Other states also have widely varied education and continuing education requirements for nurse licensure. Oregon must ensure that nurses practicing here uphold our state’s high standards of nursing. The interstate compact can be compared to a driver’s license; a nurse who holds a license in a compact state may practice in any other compact state without receiving (and paying for) a license in that state, or meeting the standards embedded in each state license.

Finally, the recent Supreme Court decision overturning Roe v Wade is also of concern.  A recent article in the National Law Review points to the potential impact of the Dobbs decision on providers who are licensed in multiple states, including nurses. The National Law Review takes the state of Texas as their primary example because Texas allows their state licensing agency to revoke the license of a caregiver who performs or assists in the performance of abortion services. The National Law Review says, “These types of state laws could criminalize licensees or other individuals who assist a patient in obtaining an abortion in a state where abortion is legal.  It is possible that state licensing agencies where abortion is illegal could pursue disciplinary action against a provider who is licensed in multiple states, if that provider performs a legal abortion in another state.” Oregon has ironclad guarantees to access to reproductive health services; it is possible that nurses licensed in other states who came to Oregon would choose to limit their practice to avoid disciplinary action from their home state.

Rather than accept the lower standards that come along with participation in the NLC, Oregon should turn its attention to other, more effective mechanisms of addressing our staffing crisis. For ONA, those mechanisms are reflected in our proposed 2023 legislation that would not only strengthen our existing nurse staffing law but add in new elements like minimum numerical staffing standards for acute care settings. This proposed legislation is designed to specifically address the root causes of Oregon’s staffing crisis: the failure of hospitals to follow our existing law, the failure of state agencies to enforce that law, and the horrific working conditions that are forcing nurses to leave the bedside in record numbers while also preventing nurses from returning to work out of fear of burnout and stress.

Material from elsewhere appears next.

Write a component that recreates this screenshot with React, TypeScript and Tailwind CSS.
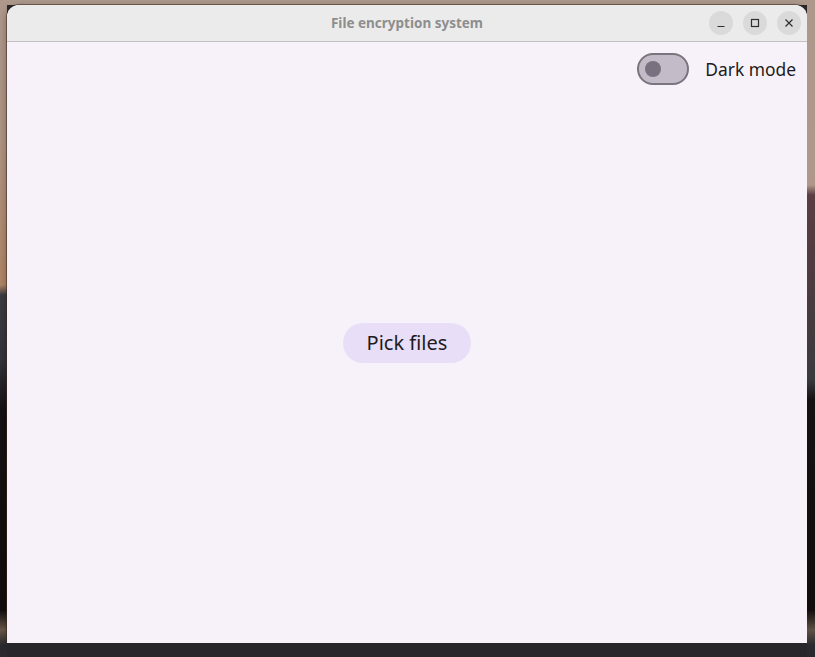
import React from "react";

export default function App() {
  return (
    <div className="flex w-[815px] h-[657px] overflow-hidden bg-[#2a2a2e]" style={{ fontFamily: '"Noto Sans", sans-serif' }}>
      <div className="w-[7px] h-full shrink-0 bg-[linear-gradient(to_bottom,#ad988b_0px,#b09482_150px,#b08566_285px,#3c3c42_295px,#33333a_360px,#161112_410px,#120d0c_610px,#6b5a4c_630px,#2a2a2e_645px)]" />
      <div className="flex flex-col w-[800px] h-full shrink-0">
        <div className="h-[5px] shrink-0 bg-[#ae9a8d]" />
        <div className="flex flex-col h-[638px] rounded-t-[12px] overflow-hidden shadow-[0_0_0_1px_rgba(60,40,30,0.55),0_2px_8px_rgba(0,0,0,0.35)] bg-[#f7f2f9]">
          <div className="relative flex items-center justify-center h-[37px] shrink-0 bg-[#ebebeb] border-b border-[#c3c0c3]">
            <span className="text-[13.5px] font-bold text-[#8e8e8e]">File encryption system</span>
            <div className="absolute right-[6px] top-[6px] flex gap-[10px]">
              <div className="w-[24px] h-[24px] rounded-full bg-[#dadada] flex items-center justify-center">
                <svg width="10" height="10" viewBox="0 0 10 10"><path d="M1.5 8.5h7" stroke="#2e2e2e" strokeWidth="1.2" /></svg>
              </div>
              <div className="w-[24px] h-[24px] rounded-full bg-[#dadada] flex items-center justify-center">
                <svg width="10" height="10" viewBox="0 0 10 10"><rect x="1.5" y="1.5" width="7" height="7" fill="none" stroke="#2e2e2e" strokeWidth="1.2" /></svg>
              </div>
              <div className="w-[24px] h-[24px] rounded-full bg-[#dadada] flex items-center justify-center">
                <svg width="10" height="10" viewBox="0 0 10 10"><path d="M1.5 1.5l7 7M8.5 1.5l-7 7" stroke="#2e2e2e" strokeWidth="1.2" /></svg>
              </div>
            </div>
          </div>
          <div className="grid flex-1">
            <div className="[grid-area:1/1] self-start justify-self-end flex items-center gap-[16px] pt-[11px] pr-[11px]">
              <div className="w-[52px] h-[32px] rounded-full border-2 border-[#79747e] bg-[#c3bcc8] flex items-center pl-[6px]">
                <div className="w-[16px] h-[16px] rounded-full bg-[#79717f]" />
              </div>
              <span className="text-[17.4px] text-[#1d1b20] leading-none pt-[2px]">Dark mode</span>
            </div>
            <div className="[grid-area:1/1] self-center justify-self-center">
              <button className="h-[40px] w-[128px] rounded-full bg-[#e8def8] text-[20px] text-[#1d1b20] flex items-center justify-center">Pick files</button>
            </div>
          </div>
        </div>
        <div className="flex-1 bg-[#27272b]" />
      </div>
      <div className="w-[8px] h-full shrink-0 bg-[linear-gradient(to_bottom,#ad988b_0px,#b0978a_185px,#5b3d42_195px,#4a3a3f_300px,#3a3a3e_380px,#151112_400px,#120d0c_610px,#5e5044_630px,#2a2a2e_645px)]" />
    </div>
  );
}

From our perspective, if it looks too good to be true, it likely is, and the NLC promises a solution to an ongoing crisis that it simply cannot provide. Oregon would be wise to avoid the quick fix and look for meaningful, long-term change.

Tamarah “Tamie” Cline has been an ONA member since 2001 and has served as a bargaining unit leader at Good Shepherd Medical Center (GSMC) in Hermiston since 2009. Cline currently serves as the ONA President,  the Chair of the ONA/GSMC bargaining team, and works in the treatment center in IV therapy and wound care at Good Shepherd Medical Center in Hermiston.